The editing of this movie, stringing together mismatched moments that transition with constant fade-outs and no purpose, is unlike anything you’ve ever seen. It’s a spectacle of low-fi non-continuity.
The first story is “The Albino Spider of Dajette,” in which a tear from the eye nipple of Dajette – the aforementioned eye-nippled woman – turns a spider into a humanoid beast that goes around killing women but only while she sleeps. The man-in-suit monster has eight appendages like a spider; only two of them are legs, and six of them are arms (of which four are floppy, deadweight foam latex).
We have no idea why any of this happens or why Dajette has eyes for nipples. It also takes place in France (I guess?) but in a France where everyone is American and speaks English with bad French accents. Film titles on marquees are in French, but other signage is not. It is quite the trip, and then it just ends.
The second is “Change of Face,” with the most compelling performance in the film from Rachel Alig. She plays Mystery Girl, a scarred stripper who removes the faces of beautiful women, who scream things like, “No! Not my face!” before the grisly act. The violence is punctuated with uproarious facial prosthetics. This segment, the “best” of the bunch, also features moments with cops investigating the murders and ingeniously connecting the cases of the missing faces together, where the film momentarily seems to know what it is and has its tongue firmly planted in its cheek, but that’s just a happy accident…kind of like how the big break in the case comes when Mystery Girl leaves her stripper business card at a crime scene. There are also several stripping scenes that go on forever and then just fade to black.

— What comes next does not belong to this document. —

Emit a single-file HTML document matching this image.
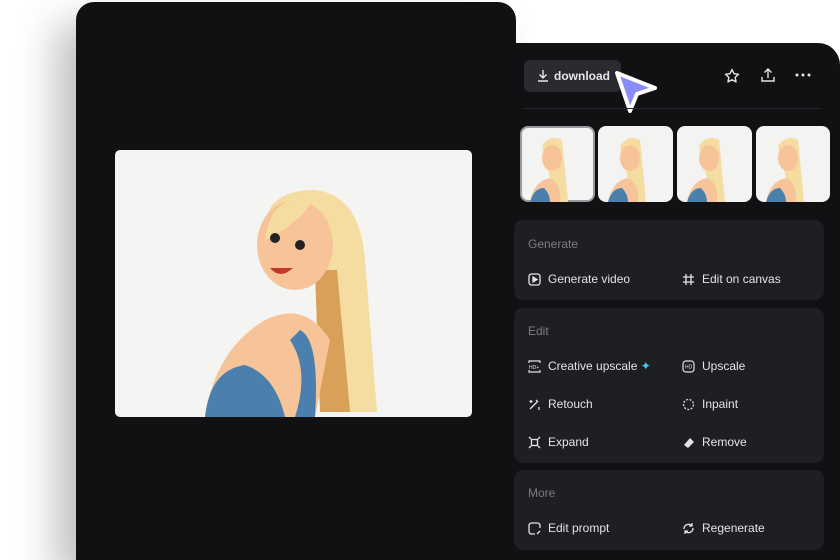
<!DOCTYPE html>
<html><head><style>
*{margin:0;padding:0;box-sizing:border-box}
html,body{width:840px;height:560px;overflow:hidden}
body{background:#fff;position:relative;font-family:"Liberation Sans",sans-serif}
.left{position:absolute;left:76px;top:2px;width:440px;height:558px;background:#111113;border-radius:18px 18px 0 0;box-shadow:-20px 20px 40px rgba(0,0,0,.25)}
.panel{position:absolute;left:513px;top:43px;width:327px;height:517px;background:#111113;border-radius:0 22px 0 0}
.img{position:absolute;left:115px;top:150px;width:357px;height:267px;background:#f4f4f2;border-radius:5px;overflow:hidden}
.dl{position:absolute;left:524px;top:60px;width:97px;height:32px;background:#2a2b31;border-radius:6px;color:#e6e6e8;font-size:12px;font-weight:bold;line-height:32px;padding-left:30px}
.sep{position:absolute;left:524px;top:108px;width:296px;height:1px;background:#26272b}
.th{position:absolute;top:126px;width:75px;height:76px;background:#f3f3f1;border-radius:8px;overflow:hidden}
.sec{position:absolute;left:514px;width:310px;background:#1e1f23;border-radius:9px}
.h{position:absolute;left:14px;font-size:12px;color:#7c7d83}
.it{position:absolute;font-size:12px;color:#e4e4e7;padding-left:20px}
.it svg{position:absolute;left:0;top:1px}
</style></head><body>
<div class="left"></div>
<div class="img">
<svg width="357" height="267" viewBox="0 0 357 267">
<path d="M150 80 Q150 40 200 40 Q245 45 250 110 L262 262 L205 262 L200 120 Z" fill="#f5dca0"/>
<path d="M200 120 L205 262 L235 262 L222 120Z" fill="#d9a05a"/>
<ellipse cx="180" cy="95" rx="38" ry="45" fill="#f7c49a"/>
<path d="M150 90 Q155 45 200 45 Q190 70 150 90Z" fill="#f5dca0"/>
<circle cx="160" cy="88" r="5" fill="#222"/><circle cx="185" cy="95" r="5" fill="#222"/>
<path d="M155 118 Q165 130 178 118Z" fill="#c0392b"/>
<path d="M150 170 Q190 150 215 190 L200 267 L90 267 Q100 200 150 170Z" fill="#f7c49a"/>
<path d="M90 267 Q95 220 130 215 Q160 225 170 267Z" fill="#4a7fae"/>
<path d="M185 180 Q205 190 200 267 L180 267 Q195 220 175 190Z" fill="#4a7fae"/>
</svg></div>
<div class="panel"></div>
<div class="dl"><svg style="position:absolute;left:13px;top:9px" width="12" height="13" viewBox="0 0 12 13" fill="none" stroke="#e6e6e8" stroke-width="1.4"><path d="M6 1v8M2.5 5.5 6 9l3.5-3.5M1 12h10"/></svg>download</div>
<svg style="position:absolute;left:610px;top:66px" width="50" height="50" viewBox="0 0 50 50"><path d="M7 7 L45 22 L27 28 L20 45 Z" fill="#8b8cf8" stroke="#fff" stroke-width="4" stroke-linejoin="round"/></svg>
<svg style="position:absolute;left:724px;top:68px" width="16" height="16" viewBox="0 0 16 16" fill="none" stroke="#e6e6e8" stroke-width="1.4" stroke-linejoin="round"><path d="M8 1.5l2 4.2 4.5.6-3.3 3.1.8 4.5L8 11.7 4 13.9l.8-4.5L1.5 6.3 6 5.7z"/></svg>
<svg style="position:absolute;left:760px;top:67px" width="16" height="16" viewBox="0 0 16 16" fill="none" stroke="#e6e6e8" stroke-width="1.4"><path d="M8 11V2M4.5 5.5 8 2l3.5 3.5M2 10v4h12v-4"/></svg>
<svg style="position:absolute;left:795px;top:73px" width="16" height="4"><circle cx="2" cy="2" r="1.5" fill="#e6e6e8"/><circle cx="8" cy="2" r="1.5" fill="#e6e6e8"/><circle cx="14" cy="2" r="1.5" fill="#e6e6e8"/></svg>
<div class="sep"></div>
<div class="th" style="left:520px;border:2px solid #9a9a9e"></div>
<div class="th" style="left:598px"></div>
<div class="th" style="left:677px"></div>
<div class="th" style="left:756px;width:74px"></div>
<svg style="position:absolute;left:520px;top:126px" width="310" height="76" viewBox="0 0 310 76">
<g id="g"><path d="M22 20 Q30 8 42 14 L48 76 L36 76Z" fill="#f5dca0"/><ellipse cx="32" cy="32" rx="10" ry="13" fill="#f7c49a"/><path d="M10 76 Q14 55 30 52 Q42 58 40 76Z" fill="#f7c49a"/><path d="M10 76 Q14 62 24 62 Q30 68 30 76Z" fill="#4a7fae"/></g>
<use href="#g" x="78"/><use href="#g" x="157"/><use href="#g" x="236"/></svg>
<div class="sec" style="top:220px;height:80px"><div class="h" style="top:17px">Generate</div>
<div class="it" style="left:14px;top:52px"><svg width="13" height="13" fill="none" stroke="#e4e4e7" stroke-width="1.3"><rect x="1" y="1" width="11" height="11" rx="2.5"/><path d="M5 4v5l4-2.5z" fill="#e4e4e7"/></svg>Generate video</div>
<div class="it" style="left:168px;top:52px"><svg width="13" height="13" fill="none" stroke="#e4e4e7" stroke-width="1.3"><path d="M4 1v11M9 1v11M1 4h11M1 9h11"/></svg>Edit on canvas</div></div>
<div class="sec" style="top:308px;height:155px"><div class="h" style="top:16px">Edit</div>
<div class="it" style="left:14px;top:51px"><svg width="13" height="13" fill="none" stroke="#e4e4e7" stroke-width="1.2"><path d="M1 3V1h11v2M1 10v2h11v-2"/><text x="1" y="9" font-size="5" fill="#e4e4e7" stroke="none">HD+</text></svg>Creative upscale <span style="color:#3ad0ea">✦</span></div>
<div class="it" style="left:168px;top:51px"><svg width="13" height="13" fill="none" stroke="#e4e4e7" stroke-width="1.2"><rect x="1" y="1" width="11" height="11" rx="3"/><text x="3" y="8.5" font-size="5" fill="#e4e4e7" stroke="none">HD</text></svg>Upscale</div>
<div class="it" style="left:14px;top:89px"><svg width="13" height="13" fill="none" stroke="#e4e4e7" stroke-width="1.3"><path d="M2 11 9 4M8 2l2 2M3 2v3M1.5 3.5h3M11 9v3"/></svg>Retouch</div>
<div class="it" style="left:168px;top:89px"><svg width="13" height="13" fill="none" stroke="#e4e4e7" stroke-width="1.3" stroke-dasharray="2 1.5"><circle cx="6.5" cy="6.5" r="5"/></svg>Inpaint</div>
<div class="it" style="left:14px;top:127px"><svg width="13" height="13" fill="none" stroke="#e4e4e7" stroke-width="1.3"><rect x="3.5" y="3.5" width="6" height="6"/><path d="M1 1l2 2M12 1l-2 2M1 12l2-2M12 12l-2-2"/></svg>Expand</div>
<div class="it" style="left:168px;top:127px"><svg width="13" height="13"><path d="M2 9 8 2l4 4-6 6z" fill="#e4e4e7"/></svg>Remove</div></div>
<div class="sec" style="top:470px;height:80px"><div class="h" style="top:16px">More</div>
<div class="it" style="left:14px;top:51px"><svg width="13" height="13" fill="none" stroke="#e4e4e7" stroke-width="1.3"><path d="M12 6V3.5A2.5 2.5 0 0 0 9.5 1h-6A2.5 2.5 0 0 0 1 3.5v6A2.5 2.5 0 0 0 3.5 12H7M9 12l3-3"/></svg>Edit prompt</div>
<div class="it" style="left:168px;top:51px"><svg width="13" height="13" fill="none" stroke="#e4e4e7" stroke-width="1.3"><path d="M2 7a4.5 4.5 0 0 1 8-3M11 6a4.5 4.5 0 0 1-8 3M10 1v3H7M3 12V9h3"/></svg>Regenerate</div></div>
</body></html>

Finally comes “Drujika, Contessa of Blood” (yes, I attempted to dutifully copy these titles down), which finds an evil queen sacrificing virgins in order to bathe in – and to drink – their blood, presumably to maintain her own youthfulness. She also randomly feeds a steak to a wolf because ::shrug::. The segment is notable for a cameo from the great genre vet Caroline Williams as a peasant woman and a couple of throat slashes that have to be seen to believed. At one point a several-times-too-big heart is ripped from a woman’s chest.
All of this is tied together by a vampiric host directly addressing the audience and intro-ing/outro-ing each segment with consistent disinterest. These clips do give us the best moment of gore in the film, however, when a pair of eyes are removed (not sure if these are the ones that get put into the nipples). The metal score, from Danzig, also deserves a mention, as it occasionally brings energy and momentum to the ungainly proceedings.
After its world premiere, it’s hard to know what will come of Verotika or what its final form will be, though no amount of tinkering could make this rough cut coherent. Danzig bemoaned the Hollywood system, vowing to remain outside of it, which he shouldn’t have to worry about.
Verotika is undeniably bad, a collection of medium-shots and close-ups jumbled together in mysterious ways that are void of context, but if you get excited about, and are entertained by remarkably awkward, unskilled cinema, then this is one to seek out if it ever becomes available or is shown in special screenings. The dialogue and performances are there to mimic with glee, and the construction of the film is something to marvel at.
This movie is terrible, destined to be mentioned in “worst ever” lists, and you might love it, especially with a crowd that’s able to get on a certain wavelength.